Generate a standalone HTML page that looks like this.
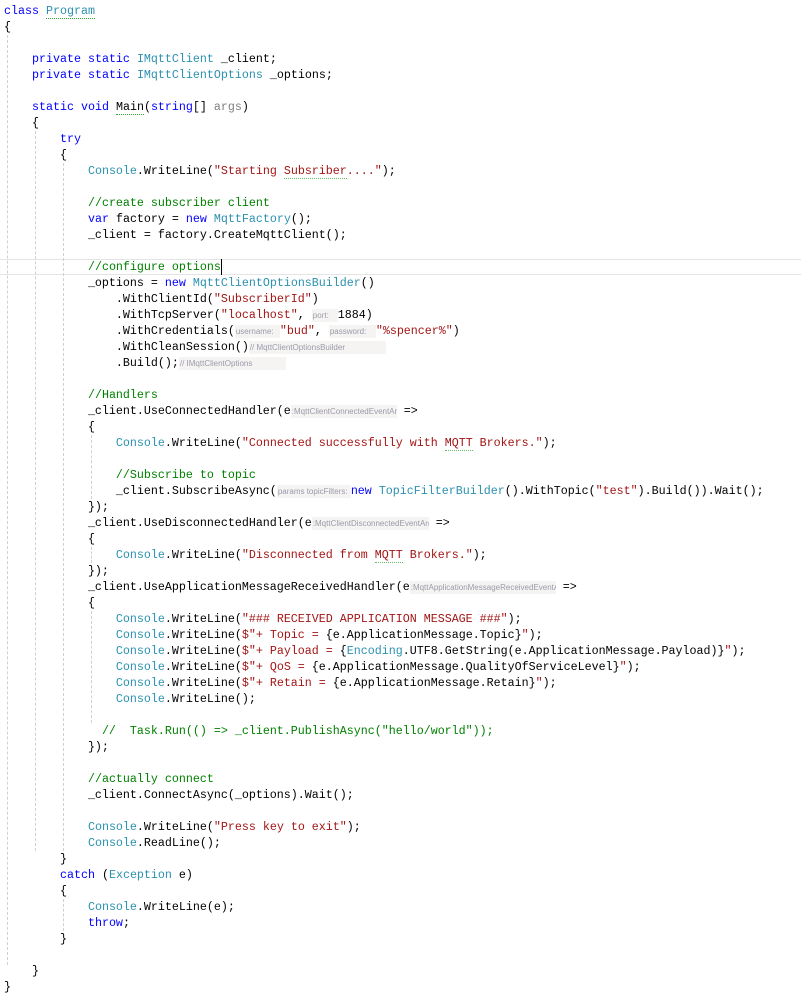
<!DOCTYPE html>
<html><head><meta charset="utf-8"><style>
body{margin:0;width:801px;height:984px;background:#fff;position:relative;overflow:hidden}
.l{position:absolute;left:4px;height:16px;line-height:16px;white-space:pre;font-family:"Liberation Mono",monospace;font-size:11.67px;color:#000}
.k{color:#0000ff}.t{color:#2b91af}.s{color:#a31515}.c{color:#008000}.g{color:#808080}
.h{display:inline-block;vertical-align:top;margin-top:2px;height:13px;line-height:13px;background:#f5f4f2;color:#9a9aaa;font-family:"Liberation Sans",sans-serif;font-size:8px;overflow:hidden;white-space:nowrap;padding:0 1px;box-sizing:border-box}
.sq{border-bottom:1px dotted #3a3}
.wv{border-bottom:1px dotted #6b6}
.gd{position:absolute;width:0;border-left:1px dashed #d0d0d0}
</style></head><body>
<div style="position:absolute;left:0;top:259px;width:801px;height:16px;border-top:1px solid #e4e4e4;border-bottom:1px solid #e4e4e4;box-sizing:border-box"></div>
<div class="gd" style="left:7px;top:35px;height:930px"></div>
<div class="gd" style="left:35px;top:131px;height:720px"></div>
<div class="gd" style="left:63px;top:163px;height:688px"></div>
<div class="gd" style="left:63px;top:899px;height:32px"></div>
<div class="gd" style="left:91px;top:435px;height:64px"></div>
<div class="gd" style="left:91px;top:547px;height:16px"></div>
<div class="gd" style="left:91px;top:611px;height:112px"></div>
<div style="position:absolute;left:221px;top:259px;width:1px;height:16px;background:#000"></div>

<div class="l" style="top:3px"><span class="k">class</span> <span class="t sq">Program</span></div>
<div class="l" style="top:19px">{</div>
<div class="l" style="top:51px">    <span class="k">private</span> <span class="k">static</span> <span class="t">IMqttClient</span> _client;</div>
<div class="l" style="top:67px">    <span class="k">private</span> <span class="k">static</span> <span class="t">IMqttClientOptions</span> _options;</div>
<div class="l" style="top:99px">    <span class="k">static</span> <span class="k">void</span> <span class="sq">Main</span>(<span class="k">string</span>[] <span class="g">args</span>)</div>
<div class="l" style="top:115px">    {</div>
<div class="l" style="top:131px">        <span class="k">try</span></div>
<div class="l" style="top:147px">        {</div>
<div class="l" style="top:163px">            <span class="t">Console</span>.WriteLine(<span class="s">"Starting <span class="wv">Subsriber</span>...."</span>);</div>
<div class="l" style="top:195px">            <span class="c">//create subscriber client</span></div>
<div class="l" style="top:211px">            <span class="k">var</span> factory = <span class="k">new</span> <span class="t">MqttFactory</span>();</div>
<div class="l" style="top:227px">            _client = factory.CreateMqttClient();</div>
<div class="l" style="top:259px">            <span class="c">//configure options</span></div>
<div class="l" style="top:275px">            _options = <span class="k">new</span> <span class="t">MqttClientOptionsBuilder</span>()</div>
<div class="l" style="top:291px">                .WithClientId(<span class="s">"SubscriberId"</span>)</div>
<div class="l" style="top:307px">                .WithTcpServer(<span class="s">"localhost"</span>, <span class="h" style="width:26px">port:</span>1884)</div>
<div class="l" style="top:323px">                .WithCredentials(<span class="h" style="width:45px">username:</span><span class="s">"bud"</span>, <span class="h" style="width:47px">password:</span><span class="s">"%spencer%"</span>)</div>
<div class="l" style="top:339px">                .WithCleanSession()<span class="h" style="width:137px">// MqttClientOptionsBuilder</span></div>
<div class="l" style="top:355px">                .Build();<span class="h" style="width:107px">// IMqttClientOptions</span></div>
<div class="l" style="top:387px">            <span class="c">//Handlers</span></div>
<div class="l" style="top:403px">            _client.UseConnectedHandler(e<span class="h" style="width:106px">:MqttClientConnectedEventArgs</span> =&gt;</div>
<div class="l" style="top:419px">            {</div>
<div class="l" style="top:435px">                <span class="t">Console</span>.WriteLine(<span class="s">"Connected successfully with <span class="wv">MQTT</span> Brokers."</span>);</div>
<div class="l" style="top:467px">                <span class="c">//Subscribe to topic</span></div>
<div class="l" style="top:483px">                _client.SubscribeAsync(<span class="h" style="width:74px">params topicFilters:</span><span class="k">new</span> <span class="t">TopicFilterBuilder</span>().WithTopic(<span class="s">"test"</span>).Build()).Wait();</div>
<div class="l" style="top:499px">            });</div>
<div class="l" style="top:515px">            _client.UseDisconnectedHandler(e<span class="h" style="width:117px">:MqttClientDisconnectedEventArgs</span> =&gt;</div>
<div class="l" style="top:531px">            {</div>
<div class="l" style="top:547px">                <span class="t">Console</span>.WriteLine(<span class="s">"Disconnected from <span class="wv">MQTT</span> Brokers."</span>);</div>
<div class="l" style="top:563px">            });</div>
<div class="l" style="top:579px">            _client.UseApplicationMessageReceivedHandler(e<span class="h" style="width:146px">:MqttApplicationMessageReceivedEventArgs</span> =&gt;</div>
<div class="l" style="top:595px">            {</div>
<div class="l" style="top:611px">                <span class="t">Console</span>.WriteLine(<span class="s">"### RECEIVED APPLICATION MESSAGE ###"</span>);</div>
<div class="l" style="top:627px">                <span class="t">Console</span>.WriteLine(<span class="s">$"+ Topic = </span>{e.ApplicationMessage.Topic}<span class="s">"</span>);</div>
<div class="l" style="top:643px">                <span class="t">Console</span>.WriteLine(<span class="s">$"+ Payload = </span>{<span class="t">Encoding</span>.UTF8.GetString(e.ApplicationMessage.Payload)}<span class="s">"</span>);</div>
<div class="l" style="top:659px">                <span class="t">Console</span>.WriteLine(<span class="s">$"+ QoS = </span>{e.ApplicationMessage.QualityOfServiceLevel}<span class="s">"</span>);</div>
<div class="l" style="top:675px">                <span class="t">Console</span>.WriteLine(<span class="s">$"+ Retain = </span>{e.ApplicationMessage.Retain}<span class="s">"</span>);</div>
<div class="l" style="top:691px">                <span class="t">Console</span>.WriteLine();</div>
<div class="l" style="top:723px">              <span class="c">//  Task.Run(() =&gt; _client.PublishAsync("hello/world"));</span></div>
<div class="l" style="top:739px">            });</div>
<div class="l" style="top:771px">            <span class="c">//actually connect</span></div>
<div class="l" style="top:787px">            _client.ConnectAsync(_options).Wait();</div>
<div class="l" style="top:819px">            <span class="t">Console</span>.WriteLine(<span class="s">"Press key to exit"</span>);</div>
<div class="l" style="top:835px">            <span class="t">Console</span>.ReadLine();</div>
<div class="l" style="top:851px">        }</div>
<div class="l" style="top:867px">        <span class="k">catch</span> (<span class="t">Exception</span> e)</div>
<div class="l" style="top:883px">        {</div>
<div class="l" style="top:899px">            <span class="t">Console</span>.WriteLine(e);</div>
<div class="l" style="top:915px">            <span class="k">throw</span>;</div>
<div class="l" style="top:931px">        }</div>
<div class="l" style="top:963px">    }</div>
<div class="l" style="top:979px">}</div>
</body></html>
★ ★ ★
- [Written problem]
Skipping the pictures, transcribe each line above exactly as it appears.

- [The completed task]
Generate a standalone HTML page that looks like this.
<!DOCTYPE html>
<html><head><meta charset="utf-8"><style>
body{margin:0;width:801px;height:984px;background:#fff;position:relative;overflow:hidden}
.l{position:absolute;left:4px;height:16px;line-height:16px;white-space:pre;font-family:"Liberation Mono",monospace;font-size:11.67px;color:#000}
.k{color:#0000ff}.t{color:#2b91af}.s{color:#a31515}.c{color:#008000}.g{color:#808080}
.h{display:inline-block;vertical-align:top;margin-top:2px;height:13px;line-height:13px;background:#f5f4f2;color:#9a9aaa;font-family:"Liberation Sans",sans-serif;font-size:8px;overflow:hidden;white-space:nowrap;padding:0 1px;box-sizing:border-box}
.sq{border-bottom:1px dotted #3a3}
.wv{border-bottom:1px dotted #6b6}
.gd{position:absolute;width:0;border-left:1px dashed #d0d0d0}
</style></head><body>
<div style="position:absolute;left:0;top:259px;width:801px;height:16px;border-top:1px solid #e4e4e4;border-bottom:1px solid #e4e4e4;box-sizing:border-box"></div>
<div class="gd" style="left:7px;top:35px;height:930px"></div>
<div class="gd" style="left:35px;top:131px;height:720px"></div>
<div class="gd" style="left:63px;top:163px;height:688px"></div>
<div class="gd" style="left:63px;top:899px;height:32px"></div>
<div class="gd" style="left:91px;top:435px;height:64px"></div>
<div class="gd" style="left:91px;top:547px;height:16px"></div>
<div class="gd" style="left:91px;top:611px;height:112px"></div>
<div style="position:absolute;left:221px;top:259px;width:1px;height:16px;background:#000"></div>

<div class="l" style="top:3px"><span class="k">class</span> <span class="t sq">Program</span></div>
<div class="l" style="top:19px">{</div>
<div class="l" style="top:51px">    <span class="k">private</span> <span class="k">static</span> <span class="t">IMqttClient</span> _client;</div>
<div class="l" style="top:67px">    <span class="k">private</span> <span class="k">static</span> <span class="t">IMqttClientOptions</span> _options;</div>
<div class="l" style="top:99px">    <span class="k">static</span> <span class="k">void</span> <span class="sq">Main</span>(<span class="k">string</span>[] <span class="g">args</span>)</div>
<div class="l" style="top:115px">    {</div>
<div class="l" style="top:131px">        <span class="k">try</span></div>
<div class="l" style="top:147px">        {</div>
<div class="l" style="top:163px">            <span class="t">Console</span>.WriteLine(<span class="s">"Starting <span class="wv">Subsriber</span>...."</span>);</div>
<div class="l" style="top:195px">            <span class="c">//create subscriber client</span></div>
<div class="l" style="top:211px">            <span class="k">var</span> factory = <span class="k">new</span> <span class="t">MqttFactory</span>();</div>
<div class="l" style="top:227px">            _client = factory.CreateMqttClient();</div>
<div class="l" style="top:259px">            <span class="c">//configure options</span></div>
<div class="l" style="top:275px">            _options = <span class="k">new</span> <span class="t">MqttClientOptionsBuilder</span>()</div>
<div class="l" style="top:291px">                .WithClientId(<span class="s">"SubscriberId"</span>)</div>
<div class="l" style="top:307px">                .WithTcpServer(<span class="s">"localhost"</span>, <span class="h" style="width:26px">port:</span>1884)</div>
<div class="l" style="top:323px">                .WithCredentials(<span class="h" style="width:45px">username:</span><span class="s">"bud"</span>, <span class="h" style="width:47px">password:</span><span class="s">"%spencer%"</span>)</div>
<div class="l" style="top:339px">                .WithCleanSession()<span class="h" style="width:137px">// MqttClientOptionsBuilder</span></div>
<div class="l" style="top:355px">                .Build();<span class="h" style="width:107px">// IMqttClientOptions</span></div>
<div class="l" style="top:387px">            <span class="c">//Handlers</span></div>
<div class="l" style="top:403px">            _client.UseConnectedHandler(e<span class="h" style="width:106px">:MqttClientConnectedEventArgs</span> =&gt;</div>
<div class="l" style="top:419px">            {</div>
<div class="l" style="top:435px">                <span class="t">Console</span>.WriteLine(<span class="s">"Connected successfully with <span class="wv">MQTT</span> Brokers."</span>);</div>
<div class="l" style="top:467px">                <span class="c">//Subscribe to topic</span></div>
<div class="l" style="top:483px">                _client.SubscribeAsync(<span class="h" style="width:74px">params topicFilters:</span><span class="k">new</span> <span class="t">TopicFilterBuilder</span>().WithTopic(<span class="s">"test"</span>).Build()).Wait();</div>
<div class="l" style="top:499px">            });</div>
<div class="l" style="top:515px">            _client.UseDisconnectedHandler(e<span class="h" style="width:117px">:MqttClientDisconnectedEventArgs</span> =&gt;</div>
<div class="l" style="top:531px">            {</div>
<div class="l" style="top:547px">                <span class="t">Console</span>.WriteLine(<span class="s">"Disconnected from <span class="wv">MQTT</span> Brokers."</span>);</div>
<div class="l" style="top:563px">            });</div>
<div class="l" style="top:579px">            _client.UseApplicationMessageReceivedHandler(e<span class="h" style="width:146px">:MqttApplicationMessageReceivedEventArgs</span> =&gt;</div>
<div class="l" style="top:595px">            {</div>
<div class="l" style="top:611px">                <span class="t">Console</span>.WriteLine(<span class="s">"### RECEIVED APPLICATION MESSAGE ###"</span>);</div>
<div class="l" style="top:627px">                <span class="t">Console</span>.WriteLine(<span class="s">$"+ Topic = </span>{e.ApplicationMessage.Topic}<span class="s">"</span>);</div>
<div class="l" style="top:643px">                <span class="t">Console</span>.WriteLine(<span class="s">$"+ Payload = </span>{<span class="t">Encoding</span>.UTF8.GetString(e.ApplicationMessage.Payload)}<span class="s">"</span>);</div>
<div class="l" style="top:659px">                <span class="t">Console</span>.WriteLine(<span class="s">$"+ QoS = </span>{e.ApplicationMessage.QualityOfServiceLevel}<span class="s">"</span>);</div>
<div class="l" style="top:675px">                <span class="t">Console</span>.WriteLine(<span class="s">$"+ Retain = </span>{e.ApplicationMessage.Retain}<span class="s">"</span>);</div>
<div class="l" style="top:691px">                <span class="t">Console</span>.WriteLine();</div>
<div class="l" style="top:723px">              <span class="c">//  Task.Run(() =&gt; _client.PublishAsync("hello/world"));</span></div>
<div class="l" style="top:739px">            });</div>
<div class="l" style="top:771px">            <span class="c">//actually connect</span></div>
<div class="l" style="top:787px">            _client.ConnectAsync(_options).Wait();</div>
<div class="l" style="top:819px">            <span class="t">Console</span>.WriteLine(<span class="s">"Press key to exit"</span>);</div>
<div class="l" style="top:835px">            <span class="t">Console</span>.ReadLine();</div>
<div class="l" style="top:851px">        }</div>
<div class="l" style="top:867px">        <span class="k">catch</span> (<span class="t">Exception</span> e)</div>
<div class="l" style="top:883px">        {</div>
<div class="l" style="top:899px">            <span class="t">Console</span>.WriteLine(e);</div>
<div class="l" style="top:915px">            <span class="k">throw</span>;</div>
<div class="l" style="top:931px">        }</div>
<div class="l" style="top:963px">    }</div>
<div class="l" style="top:979px">}</div>
</body></html>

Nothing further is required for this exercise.